Generalizing Statistical Results to the Entire Population

Statistics All-in-One For Dummies

Making conclusions about a much broader population than your sample actually represents is one of the biggest no-no's in statistics. This kind of problem is called generalization, and it occurs more often than you might think. People want their results instantly; they don't want to wait for them, so well-planned surveys and experiments take a back seat to instant Web surveys and convenience samples.

For example, a researcher wants to know how cable news channels have influenced the way Americans get their news. He also happens to be a statistics professor at a large research institution and has 1,000 students in his classes. He decides that instead of taking a random sample of Americans, which would be difficult, time-consuming, and expensive, he will just put a question on his final exam to get his students' answers. His data analysis shows that only 5 percent of his students read the newspaper and/or watch network news programs anymore; the rest watch cable news. For his class, the ratio of students who exclusively watch cable news compared to those students who don't is 20 to 1. The professor reports this and sends out a press release about it. The cable news channels pick up on it and the next day are reporting, "Americans choose cable news channels over newspapers and network news by a 20-to-1 margin!"

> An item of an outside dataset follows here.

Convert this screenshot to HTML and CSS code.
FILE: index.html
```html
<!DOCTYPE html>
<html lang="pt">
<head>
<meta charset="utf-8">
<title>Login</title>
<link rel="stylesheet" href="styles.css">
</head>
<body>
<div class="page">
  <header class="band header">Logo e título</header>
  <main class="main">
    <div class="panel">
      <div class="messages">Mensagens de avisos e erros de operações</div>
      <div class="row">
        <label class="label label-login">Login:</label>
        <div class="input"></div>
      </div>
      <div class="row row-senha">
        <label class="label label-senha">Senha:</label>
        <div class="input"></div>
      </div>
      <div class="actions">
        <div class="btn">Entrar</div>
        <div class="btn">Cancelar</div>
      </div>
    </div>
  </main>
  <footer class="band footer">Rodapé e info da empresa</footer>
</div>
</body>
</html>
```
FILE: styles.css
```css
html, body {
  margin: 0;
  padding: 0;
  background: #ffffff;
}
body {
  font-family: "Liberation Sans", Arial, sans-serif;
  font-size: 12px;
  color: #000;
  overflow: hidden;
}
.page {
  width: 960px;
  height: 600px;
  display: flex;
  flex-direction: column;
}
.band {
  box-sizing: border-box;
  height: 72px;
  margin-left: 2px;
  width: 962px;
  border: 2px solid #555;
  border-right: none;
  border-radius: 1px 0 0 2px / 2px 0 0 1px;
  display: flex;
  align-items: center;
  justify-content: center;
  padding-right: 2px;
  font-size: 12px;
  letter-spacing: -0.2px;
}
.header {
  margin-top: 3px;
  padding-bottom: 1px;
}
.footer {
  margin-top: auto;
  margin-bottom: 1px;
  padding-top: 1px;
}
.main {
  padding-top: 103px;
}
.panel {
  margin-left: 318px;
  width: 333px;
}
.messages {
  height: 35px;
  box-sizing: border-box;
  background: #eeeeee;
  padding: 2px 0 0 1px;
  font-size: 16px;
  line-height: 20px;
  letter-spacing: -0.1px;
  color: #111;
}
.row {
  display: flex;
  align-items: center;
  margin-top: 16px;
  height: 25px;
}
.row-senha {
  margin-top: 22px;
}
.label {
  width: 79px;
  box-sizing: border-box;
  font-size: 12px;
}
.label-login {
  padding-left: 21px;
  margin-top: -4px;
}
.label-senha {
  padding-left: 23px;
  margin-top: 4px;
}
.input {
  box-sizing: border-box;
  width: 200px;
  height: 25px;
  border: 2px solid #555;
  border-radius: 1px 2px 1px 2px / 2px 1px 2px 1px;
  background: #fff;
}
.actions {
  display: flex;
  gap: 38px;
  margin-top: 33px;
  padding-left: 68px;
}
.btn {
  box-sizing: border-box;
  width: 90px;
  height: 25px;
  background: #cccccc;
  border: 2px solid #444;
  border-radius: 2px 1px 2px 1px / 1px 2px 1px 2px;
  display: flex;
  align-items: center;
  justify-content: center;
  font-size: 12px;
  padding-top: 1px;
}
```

Do you see what's wrong with this picture? The problem is that the professor's conclusions go way beyond his study, which is wrong. He used the students in his statistics class to obtain the data that serves as the basis for his entire report and the resulting headline. Yet the professor reports the results about all Americans. It's safe to say that a sample of 1,000 college students taking a statistics class at the same time at the same college doesn't represent a cross section of America.

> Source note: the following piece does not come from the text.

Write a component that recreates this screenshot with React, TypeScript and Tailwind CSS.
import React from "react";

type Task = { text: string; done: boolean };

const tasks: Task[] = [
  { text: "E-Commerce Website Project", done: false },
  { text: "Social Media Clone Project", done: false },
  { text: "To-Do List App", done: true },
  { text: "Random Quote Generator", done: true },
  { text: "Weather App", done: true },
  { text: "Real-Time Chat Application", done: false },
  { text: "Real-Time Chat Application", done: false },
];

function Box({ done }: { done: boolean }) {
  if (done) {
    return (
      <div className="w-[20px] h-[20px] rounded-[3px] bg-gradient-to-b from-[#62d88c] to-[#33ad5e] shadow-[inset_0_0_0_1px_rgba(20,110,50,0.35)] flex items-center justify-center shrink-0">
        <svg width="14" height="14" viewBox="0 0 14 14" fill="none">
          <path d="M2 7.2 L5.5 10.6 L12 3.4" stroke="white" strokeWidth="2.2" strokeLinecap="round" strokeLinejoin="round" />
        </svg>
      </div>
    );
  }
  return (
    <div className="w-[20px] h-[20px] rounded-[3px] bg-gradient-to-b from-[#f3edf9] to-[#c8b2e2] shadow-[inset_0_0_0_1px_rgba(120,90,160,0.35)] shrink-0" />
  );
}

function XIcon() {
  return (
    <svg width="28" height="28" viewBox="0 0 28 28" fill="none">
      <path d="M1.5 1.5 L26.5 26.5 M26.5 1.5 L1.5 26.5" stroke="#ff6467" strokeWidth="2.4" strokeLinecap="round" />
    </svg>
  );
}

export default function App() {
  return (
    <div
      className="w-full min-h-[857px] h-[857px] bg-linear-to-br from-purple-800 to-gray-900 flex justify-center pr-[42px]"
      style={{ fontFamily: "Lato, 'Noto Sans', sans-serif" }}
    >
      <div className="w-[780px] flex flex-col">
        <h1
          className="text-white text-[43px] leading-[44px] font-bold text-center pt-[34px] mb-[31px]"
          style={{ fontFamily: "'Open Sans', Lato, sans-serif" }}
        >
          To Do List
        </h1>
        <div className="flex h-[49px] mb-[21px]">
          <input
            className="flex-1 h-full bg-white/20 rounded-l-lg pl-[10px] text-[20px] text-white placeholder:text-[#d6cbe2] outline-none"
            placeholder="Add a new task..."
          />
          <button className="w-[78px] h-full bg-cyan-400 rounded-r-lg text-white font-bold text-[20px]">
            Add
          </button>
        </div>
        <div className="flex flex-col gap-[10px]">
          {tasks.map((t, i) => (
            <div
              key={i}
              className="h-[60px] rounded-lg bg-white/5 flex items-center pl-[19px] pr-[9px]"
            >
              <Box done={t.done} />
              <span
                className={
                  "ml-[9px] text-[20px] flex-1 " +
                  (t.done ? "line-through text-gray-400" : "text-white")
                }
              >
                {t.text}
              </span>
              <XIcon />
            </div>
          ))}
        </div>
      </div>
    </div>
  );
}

If the professor wants to make conclusions in the end about America, he has to select a random sample of Americans to take his survey. If he uses 1,000 students from his class, then his conclusions can be made only about that class and no one else.

To avoid or detect generalization, identify the population that you're intending to make conclusions about and make sure the selected sample represents that population. If the sample represents a smaller group within that population, then the conclusions have to be downsized in scope also.